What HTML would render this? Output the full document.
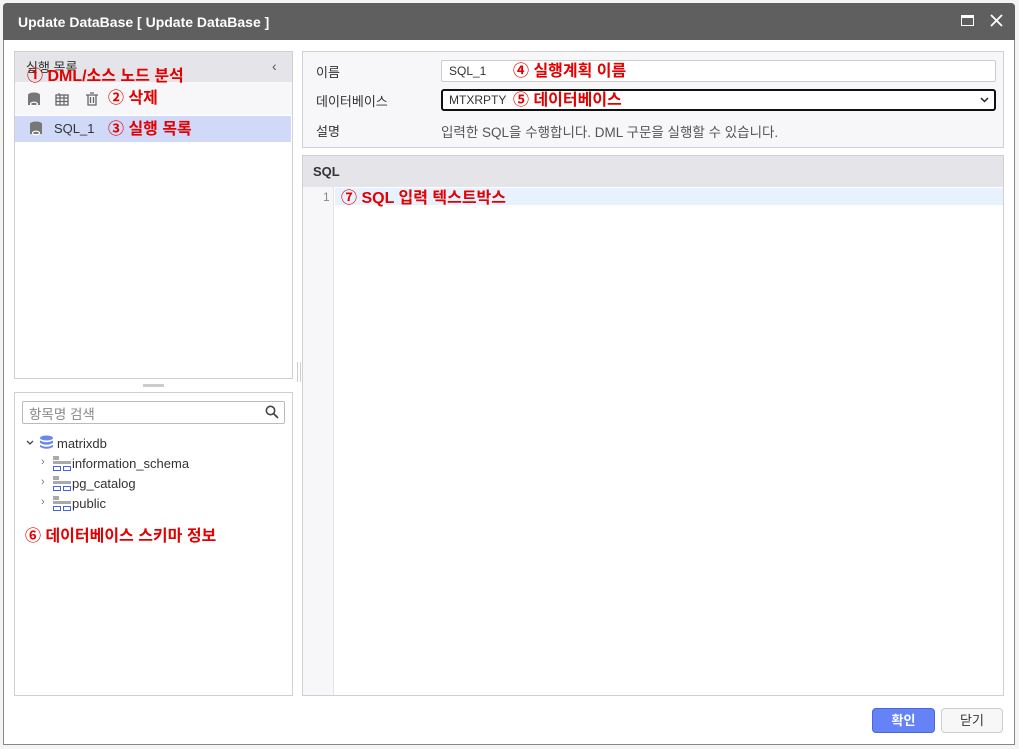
<!DOCTYPE html>
<html><head><meta charset="utf-8"><style>
*{box-sizing:border-box;margin:0;padding:0}
body{width:1019px;height:749px;background:#fff;font-family:"Liberation Sans","Noto Sans CJK KR",sans-serif;position:relative;overflow:hidden;font-size:13px;color:#333}
.abs{position:absolute}
.dlg{left:3px;top:3px;width:1012px;height:742px;border:1px solid #888;background:#fff;border-radius:4px 4px 0 0}
.title{left:3px;top:3px;width:1012px;height:37px;background:#5f5f5f;border-radius:4px 4px 0 0;color:#fff;font-weight:bold;font-size:14px;padding:11px 0 0 15px}
.red{color:#e30000;font-weight:bold;font-size:16px;line-height:18px}
.panel{border:1px solid #cfcfd4}
</style></head><body>
<div class="abs" style="left:0;top:0;width:1019px;height:749px;background:#f4f4f4"></div>
<div class="abs dlg"></div>
<div class="abs title">Update DataBase [ Update DataBase ]</div>
<div class="abs" style="left:961px;top:15px;width:13px;height:11px;border:1.5px solid #fff;border-top-width:3px"></div>
<svg class="abs" style="left:990px;top:14px" width="13" height="13"><path d="M1 1L12 12M12 1L1 12" stroke="#fff" stroke-width="1.8"/></svg>

<div class="abs panel" style="left:14px;top:51px;width:279px;height:328px;background:#fff"></div>
<div class="abs" style="left:15px;top:52px;width:277px;height:30px;background:#e4e4e9"></div>
<div class="abs" style="left:26px;top:57px;font-size:13px;color:#333">실행 목록</div>
<div class="abs" style="left:272px;top:58px;color:#555;font-size:14px">‹</div>
<div class="abs" style="left:15px;top:82px;width:277px;height:33px;background:#f7f7f9"></div>
<div class="abs red" style="left:27px;top:68px">① DML/소스 노드 분석</div>
<svg class="abs" style="left:27px;top:92px" width="14" height="15"><ellipse cx="7" cy="3" rx="6" ry="2.5" fill="#777"/><rect x="1" y="3" width="12" height="10" fill="#777"/><ellipse cx="7" cy="12" rx="3.5" ry="1.8" fill="none" stroke="#fff" stroke-width="1.2"/></svg>
<svg class="abs" style="left:55px;top:92px" width="14" height="14"><rect x="1" y="3" width="12" height="10" fill="none" stroke="#666" stroke-width="1.3"/><path d="M1 6H13M1 9.5H13M5 3V13M9 3V13M4 1V3" stroke="#666" stroke-width="1.2"/></svg>
<svg class="abs" style="left:85px;top:92px" width="14" height="14"><path d="M1 3H13M5 1H9M3 3V13H11V3M5.5 5V11M8.5 5V11" fill="none" stroke="#666" stroke-width="1.3"/></svg>
<div class="abs red" style="left:108px;top:90px">② 삭제</div>
<div class="abs" style="left:15px;top:116px;width:276px;height:26px;background:#d0daf8"></div>
<svg class="abs" style="left:29px;top:121px" width="14" height="15"><ellipse cx="7" cy="3" rx="6" ry="2.5" fill="#777"/><rect x="1" y="3" width="12" height="10" fill="#777"/><ellipse cx="7" cy="12" rx="3.5" ry="1.8" fill="none" stroke="#fff" stroke-width="1.2"/></svg>
<div class="abs" style="left:54px;top:121px">SQL_1</div>
<div class="abs red" style="left:108px;top:121px">③ 실행 목록</div>
<div class="abs" style="left:143px;top:384px;width:21px;height:3px;background:#ccc"></div>
<div class="abs" style="left:297px;top:362px;width:4px;height:20px;border-left:1px solid #ccc;border-right:1px solid #ccc"></div>

<div class="abs panel" style="left:14px;top:392px;width:279px;height:304px;background:#fff"></div>
<div class="abs" style="left:22px;top:401px;width:263px;height:23px;border:1px solid #bbb;border-radius:2px"></div>
<div class="abs" style="left:29px;top:403px;color:#888;font-size:13.5px">항목명 검색</div>
<svg class="abs" style="left:265px;top:405px" width="14" height="14"><circle cx="5.5" cy="5.5" r="4.2" fill="none" stroke="#444" stroke-width="1.6"/><path d="M8.5 8.5L13 13" stroke="#444" stroke-width="1.8"/></svg>
<svg class="abs" style="left:26px;top:440px" width="8" height="6"><path d="M1 1L4 4L7 1" fill="none" stroke="#444" stroke-width="1.3"/></svg>
<svg class="abs" style="left:39px;top:435px" width="15" height="15"><ellipse cx="7.5" cy="3" rx="6.5" ry="2.5" fill="#6a88e8"/><path d="M1 5.5Q7.5 9 14 5.5V8Q7.5 11.5 1 8Z M1 10Q7.5 13.5 14 10V12Q7.5 15.5 1 12Z" fill="#6a88e8"/></svg>
<div class="abs" style="left:57px;top:436px">matrixdb</div>
<div class="abs" style="left:41px;top:456px;color:#777;font-size:11px">›</div>
<div class="abs" style="left:41px;top:476px;color:#777;font-size:11px">›</div>
<div class="abs" style="left:41px;top:496px;color:#777;font-size:11px">›</div>
<svg class="abs" style="left:53px;top:456px" width="18" height="16"><rect x="0" y="0" width="6" height="4" fill="#aaa"/><rect x="0" y="5" width="18" height="3" fill="#aaa"/><rect x="0.5" y="10.5" width="7" height="4" fill="none" stroke="#4466dd"/><rect x="10.5" y="10.5" width="7" height="4" fill="none" stroke="#4466dd"/></svg>
<svg class="abs" style="left:53px;top:476px" width="18" height="16"><rect x="0" y="0" width="6" height="4" fill="#aaa"/><rect x="0" y="5" width="18" height="3" fill="#aaa"/><rect x="0.5" y="10.5" width="7" height="4" fill="none" stroke="#4466dd"/><rect x="10.5" y="10.5" width="7" height="4" fill="none" stroke="#4466dd"/></svg>
<svg class="abs" style="left:53px;top:496px" width="18" height="16"><rect x="0" y="0" width="6" height="4" fill="#aaa"/><rect x="0" y="5" width="18" height="3" fill="#aaa"/><rect x="0.5" y="10.5" width="7" height="4" fill="none" stroke="#4466dd"/><rect x="10.5" y="10.5" width="7" height="4" fill="none" stroke="#4466dd"/></svg>
<div class="abs" style="left:72px;top:456px">information_schema</div>
<div class="abs" style="left:72px;top:476px">pg_catalog</div>
<div class="abs" style="left:72px;top:496px">public</div>
<div class="abs red" style="left:25px;top:528px">⑥ 데이터베이스 스키마 정보</div>

<div class="abs panel" style="left:302px;top:51px;width:702px;height:97px;background:#f7f7f9"></div>
<div class="abs" style="left:316px;top:62px">이름</div>
<div class="abs" style="left:316px;top:91px">데이터베이스</div>
<div class="abs" style="left:316px;top:121px">설명</div>
<div class="abs" style="left:441px;top:60px;width:555px;height:22px;background:#fff;border:1px solid #ccc;border-radius:2px"></div>
<div class="abs" style="left:449px;top:64px;font-size:12px">SQL_1</div>
<div class="abs red" style="left:513px;top:63px">④ 실행계획 이름</div>
<div class="abs" style="left:441px;top:89px;width:555px;height:22px;background:#fff;border:2px solid #111;border-radius:3px"></div>
<div class="abs" style="left:449px;top:93px;font-size:12px">MTXRPTY</div>
<div class="abs red" style="left:513px;top:92px">⑤ 데이터베이스</div>
<svg class="abs" style="left:980px;top:97px" width="9" height="6"><path d="M1 1L4.5 4.5L8 1" fill="none" stroke="#222" stroke-width="1.5"/></svg>
<div class="abs" style="left:441px;top:121px;color:#555;font-size:13.5px">입력한 SQL을 수행합니다. DML 구문을 실행할 수 있습니다.</div>

<div class="abs panel" style="left:302px;top:155px;width:702px;height:541px;background:#fff"></div>
<div class="abs" style="left:303px;top:156px;width:700px;height:31px;background:#e4e4e9"></div>
<div class="abs" style="left:313px;top:164px;font-weight:bold;font-size:13px">SQL</div>
<div class="abs" style="left:303px;top:187px;width:31px;height:508px;background:#f7f7f9;border-right:1px solid #e4e4e4"></div>
<div class="abs" style="left:323px;top:190px;font-size:12px;color:#888">1</div>
<div class="abs" style="left:335px;top:188px;width:668px;height:17px;background:#e8f2ff"></div>
<div class="abs red" style="left:341px;top:190px">⑦ SQL 입력 텍스트박스</div>

<div class="abs" style="left:872px;top:708px;width:63px;height:25px;background:#6582f6;border:1px solid #4a66d8;border-radius:4px;color:#fff;font-weight:bold;text-align:center;line-height:23px">확인</div>
<div class="abs" style="left:941px;top:708px;width:62px;height:25px;background:#f7f7f7;border:1px solid #ccc;border-radius:4px;color:#333;text-align:center;line-height:23px">닫기</div>
</body></html>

- _Work instructions_: Repeat only what lies between the start of the data and the end of the line containing "1L12 12M12 1L1", exactly, with pictures left out.

- _Correct result_:
What HTML would render this? Output the full document.
<!DOCTYPE html>
<html><head><meta charset="utf-8"><style>
*{box-sizing:border-box;margin:0;padding:0}
body{width:1019px;height:749px;background:#fff;font-family:"Liberation Sans","Noto Sans CJK KR",sans-serif;position:relative;overflow:hidden;font-size:13px;color:#333}
.abs{position:absolute}
.dlg{left:3px;top:3px;width:1012px;height:742px;border:1px solid #888;background:#fff;border-radius:4px 4px 0 0}
.title{left:3px;top:3px;width:1012px;height:37px;background:#5f5f5f;border-radius:4px 4px 0 0;color:#fff;font-weight:bold;font-size:14px;padding:11px 0 0 15px}
.red{color:#e30000;font-weight:bold;font-size:16px;line-height:18px}
.panel{border:1px solid #cfcfd4}
</style></head><body>
<div class="abs" style="left:0;top:0;width:1019px;height:749px;background:#f4f4f4"></div>
<div class="abs dlg"></div>
<div class="abs title">Update DataBase [ Update DataBase ]</div>
<div class="abs" style="left:961px;top:15px;width:13px;height:11px;border:1.5px solid #fff;border-top-width:3px"></div>
<svg class="abs" style="left:990px;top:14px" width="13" height="13"><path d="M1 1L12 12M12 1L1 12" stroke="#fff" stroke-width="1.8"/></svg>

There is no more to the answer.